En unas líneas de su libro “Fiesta”, Ana Iris Simón cuenta que cree que aprendió a escribir de su padre, que aprendió a escribir por él. O si no a escribir, sí a mirar. Y a continuación describe el momento en que un ratón se coló en su clase de segundo de primaria y el alboroto que causó. Estaban dando Inglés y de pronto el ratón cruzó el aula. Todos empezaron a gritar y a saltar de la silla, incluida la profesora, que se subió a un pupitre.

Cuando llegué a casa y le conté a mi padre muy excitada y moviendo mucho las manos que se nos había colado un ratón en clase y que tenía que escribir una redacción sobre ello, él me dijo que si nosotros nos habíamos llevado un susto me imaginara el pánico que habría sentido él al ver a una veintena de humanos, incluida una profesora de Inglés, saltando de sus sillas. Entonces me subí a mi cuarto y (…) empecé a escribir la historia desde el punto de vista del roedor.

Es tarea esencial de todo aprendiz de escritor el aprender a mirar, el adoptar otros puntos de vista. Solo así podrá multiplicarse en diferentes narradores, construir personajes diversos. Y luego el lector, a través de esas creaciones, podrá vivir otras vidas, confrontar su mirada con las de los personajes que pueblan los libros, comprender motivaciones, entender otras culturas… Es la maravilla que la literatura nos proporciona, y ojalá que esta facultad de ponerse en lugar de los otros en la ficción la ejercitáramos con más frecuencia en la realidad del día a día.

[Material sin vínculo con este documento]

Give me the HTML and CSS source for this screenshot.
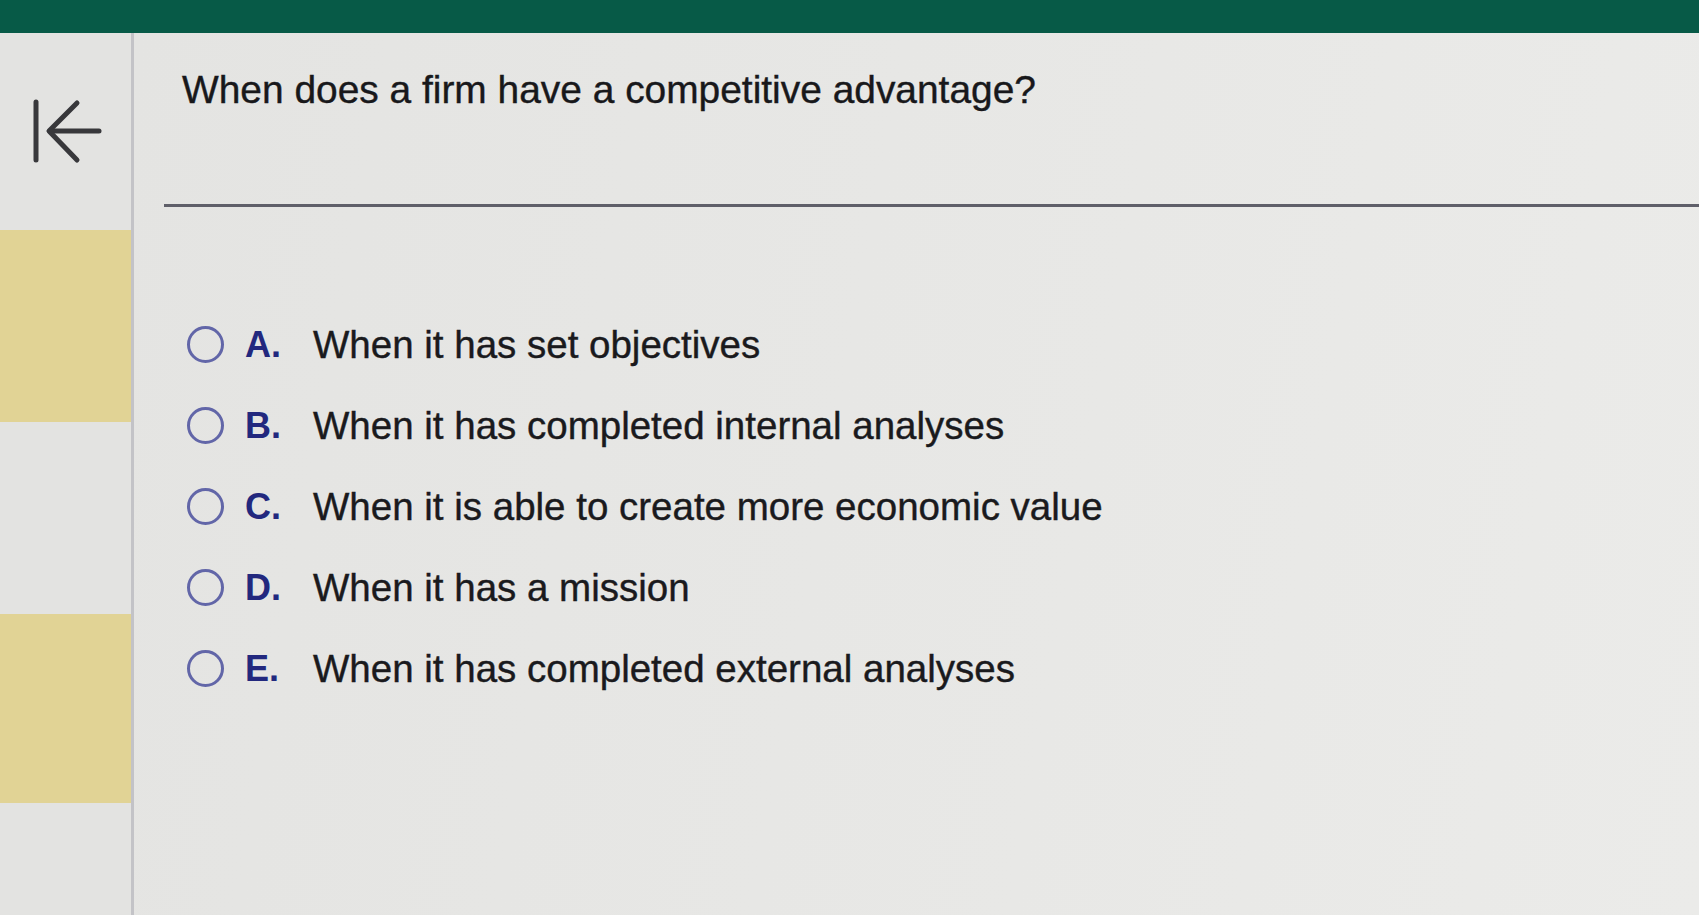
FILE: index.html
```html
<!DOCTYPE html>
<html lang="en">
<head>
<meta charset="utf-8">
<title>Question</title>
<link rel="stylesheet" href="styles.css">
</head>
<body>
<div class="topbar"></div>
<div class="layout">
  <aside class="sidebar">
    <div class="side-item side-first">
      <svg class="back-icon" width="75" height="66" viewBox="0 0 75 66" aria-label="Collapse">
        <line x1="5" y1="4" x2="5" y2="62" />
        <line x1="19" y1="33" x2="68" y2="33" />
        <polyline points="46,5 18,33 46,62" />
      </svg>
    </div>
    <div class="side-item side-yellow"></div>
    <div class="side-item"></div>
    <div class="side-item side-yellow"></div>
    <div class="side-item"></div>
  </aside>
  <main class="main">
    <h1 class="question">When does a firm have a competitive advantage?</h1>
    <hr class="rule">
    <ul class="options">
      <li class="option"><span class="radio"></span><span class="letter">A.</span><span class="text">When it has set objectives</span></li>
      <li class="option"><span class="radio"></span><span class="letter">B.</span><span class="text">When it has completed internal analyses</span></li>
      <li class="option"><span class="radio"></span><span class="letter">C.</span><span class="text">When it is able to create more economic value</span></li>
      <li class="option"><span class="radio"></span><span class="letter">D.</span><span class="text">When it has a mission</span></li>
      <li class="option"><span class="radio"></span><span class="letter">E.</span><span class="text">When it has completed external analyses</span></li>
    </ul>
  </main>
</div>
</body>
</html>
```

FILE: styles.css
```css
html, body {
  margin: 0;
  padding: 0;
}

body {
  width: 1699px;
  height: 915px;
  overflow: hidden;
  background: #e6e6e3;
  font-family: "Liberation Sans", Arial, sans-serif;
  color: #1f1f21;
}

.topbar {
  height: 33px;
  background: #075a47;
}

.layout {
  display: flex;
  height: 882px;
}

.sidebar {
  width: 131px;
  flex: none;
  border-right: 3px solid #c3c3c7;
  background: #e3e3e1;
  display: grid;
  grid-template-rows: 197px 192px 192px 189px 1fr;
}

.side-item {
  box-sizing: border-box;
}

.side-first {
  padding: 65px 0 0 31px;
}

.side-yellow {
  background: #e1d395;
}

.back-icon {
  display: block;
  fill: none;
  stroke: #38383b;
  stroke-width: 5;
  stroke-linecap: round;
  stroke-linejoin: round;
}

.main {
  flex: 1;
  padding: 35px 0 0 30px;
  background: linear-gradient(100deg, #e4e4e2 0%, #e8e8e6 60%, #ebebe9 100%);
}

.question {
  margin: 0 0 0 18px;
  font-size: 38.9px;
  line-height: 44px;
  font-weight: normal;
  color: #18181b;
  -webkit-text-stroke: 0.4px #18181b;
}

.rule {
  margin: 92px 0 0 0;
  border: 0;
  height: 3px;
  background: #5f5f69;
}

.options {
  list-style: none;
  margin: 97px 0 0 0;
  padding: 0;
}

.option {
  display: flex;
  align-items: center;
  height: 81px;
}

.radio {
  box-sizing: border-box;
  width: 37px;
  height: 37px;
  margin-left: 23px;
  border: 3.5px solid #6266a8;
  border-radius: 50%;
  flex: none;
}

.letter {
  width: 68px;
  margin-left: 21px;
  font-size: 36px;
  font-weight: bold;
  color: #22287e;
  flex: none;
}

.text {
  font-size: 38.5px;
  color: #1a1a1d;
  -webkit-text-stroke: 0.4px #1a1a1d;
  white-space: nowrap;
}
```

Pensando en este asunto del punto de vista, he recordado un magnífico microrrelato de Miguel Saiz Álvarez:

EL GLOBO

Mientras subía y subía, el globo lloraba al ver que se le escapaba el niño.

La sorpresa del cambio en el punto de vista transforma un hecho intrascendente, por cotidiano, en un microrrelato emotivo, pues aunque el protagonista es un objeto inanimado, al dotarlo de sentimientos, el distanciamiento y la pérdida nos producen una mayor emoción: lloramos con el globo. ¿Y no es esa distancia que se abre entre el globo y el niño una metáfora de la infancia perdida?